NRECA CEO Jim Matheson said that “no power plant has ever achieved 90% reduction in carbon with carbon capture and sequestration, so it has not been proven at commercial scale.”

“I am a significant cheerleader that CCS can provide an option for us as we move into the future,” McLennan said. “I'm concerned, however, that what EPA has done in this rule, ultimately, is unrealistic for most plants in this country.”

McLennan said the earliest that Minnkota's project could be in operation would be 2028 or 2029, “if I pull the trigger right now.”

NRECA said the rule threatens electric reliability, especially for power plant operators in colder climates who can lose access to renewable sources such as wind and solar in the winter.

“When it gets extremely cold where we live, not one ounce of that wind operates,” McLennan said, forcing the co-op to rely on coal-fired power generation.

Republican senators at a hearing last week echoed NRECA’s concerns, with Sen. Shelley Moore Capito of West Virginia going so far as to say, “We're going to build pipelines that are going to carry carbon? That's not going to happen.”

However, EPA said  that all components of CCS have been demonstrated simultaneously. Its rule said, "Even if the record only included demonstration of the individual components of CCS, the EPA would still determine that CCS is adequately demonstrated as it would be reasonable on a technical basis that the individual components are capable of functioning together.”

It said also, “CO2 capture technology providers have issued statements supportive of the application of systems and solvents for CO2 capture” at fossil fuel-fired electric generating units.

“These statements speak to the decades of experience that technology providers have and as noted below, vendors attest, and offer guarantees that 90 percent capture rates are achievable.” 

EPA's assertions were endorsed by Dan Lashof, director of the World Resources Institute.

Although he concedes CCS technology is not “super common” and there are challenges to the use of the technology, Lashof says there are indeed facilities, such as natural gas projects in Norway and a few coal-fired power plants that use it.

“We certainly know how to build and operate CO2 pipelines,” he says. “The oil and gas industry has been doing that for enhanced oil recovery for many years. The ability to inject CO2 underground has been demonstrated in multiple places.”

The safety of underground injection also has been studied extensively, he says. “There have been many scientific studies … by the National Academy, by the [Intergovernmental Panel on Climate Change], and others, all of which concluded if you do it right, which means being careful about characterizing the sites and picking appropriate geological formations, there is very low risk of CO2 leakage or of induced seismicity.”
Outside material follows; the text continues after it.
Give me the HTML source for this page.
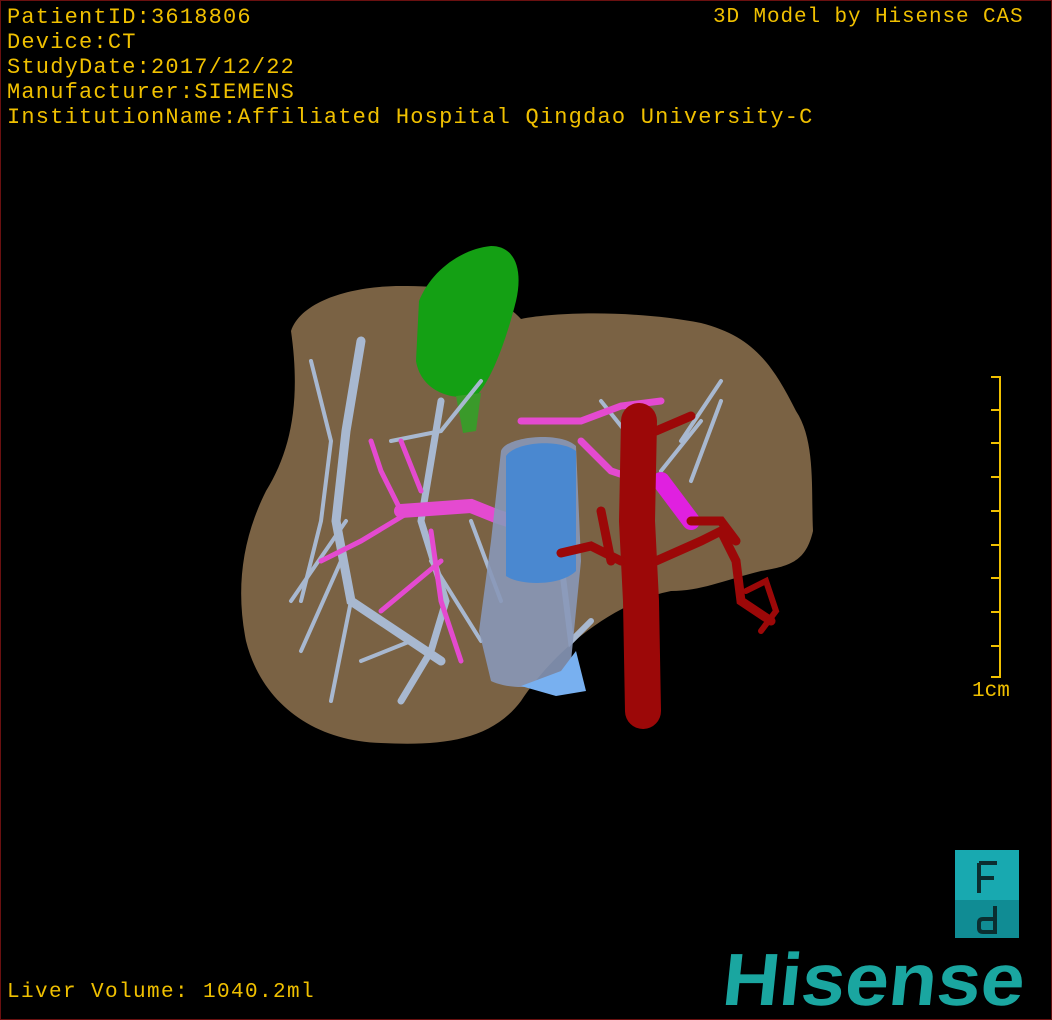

Simone Stewart, senior industrial policy specialist at the National Wildlife Federation, called CCS “part of the portfolio of solutions that we think are necessary for addressing the climate crisis.”

“It's definitely not a silver bullet,” she said, adding that NWF mainly works in the area of decarbonizing industrial plants, where there is untapped potential to use CCS.

“It's experienced deployment globally,” she said, while echoing Lashof’s comment that it hasn’t been widely deployed in the U.S.

Lashof says a big reason for that has been the lack of incentives, which now include the Inflation Reduction Act’s tax credit paying $85/ton for each ton of permanently sequestered carbon.

“There haven't been that many projects, because frankly, there hasn't been a regulatory or market driver for those projects,” he said. Noting the IRA was passed just two years ago, he said, “These projects take a while to develop. So it's not surprising that there aren't that many.”

“This technology has been demonstrated scientifically for decades,” Stewart said. “It's been demonstrated at the commercial scale in other places. We have a robust oil and gas industry that has experience with similar technologies and similar kinds of pathways with sequestration and enhanced oil recovery.”

She said it’s now a matter of taking all that has been learned so far and using the new tax incentives to spur wider acceptance of CCS.

She also pointed to work being done by the Department of Energy on carbon capture demonstration projects with funding from the Bipartisan Infrastructure Law. “What they're doing now is they're deploying that money to take these facilities and do CCS.”

But the rule, like most major EPA regulations, likely will have to go through a lengthy court battle. Matheson said there is a “sense of urgency.” NRECA wants “time for the litigation to play out to establish whether or not, in the long run, this is an appropriate use of the Clean Air Act or not."

A date in the Supreme Court could await. The court already had struck down EPA’s previous power plant rule, saying the agency had strayed beyond its statutory mandate. Lashof said EPA did all it could in the current rule to make it compatible with the court’s 2022 opinion.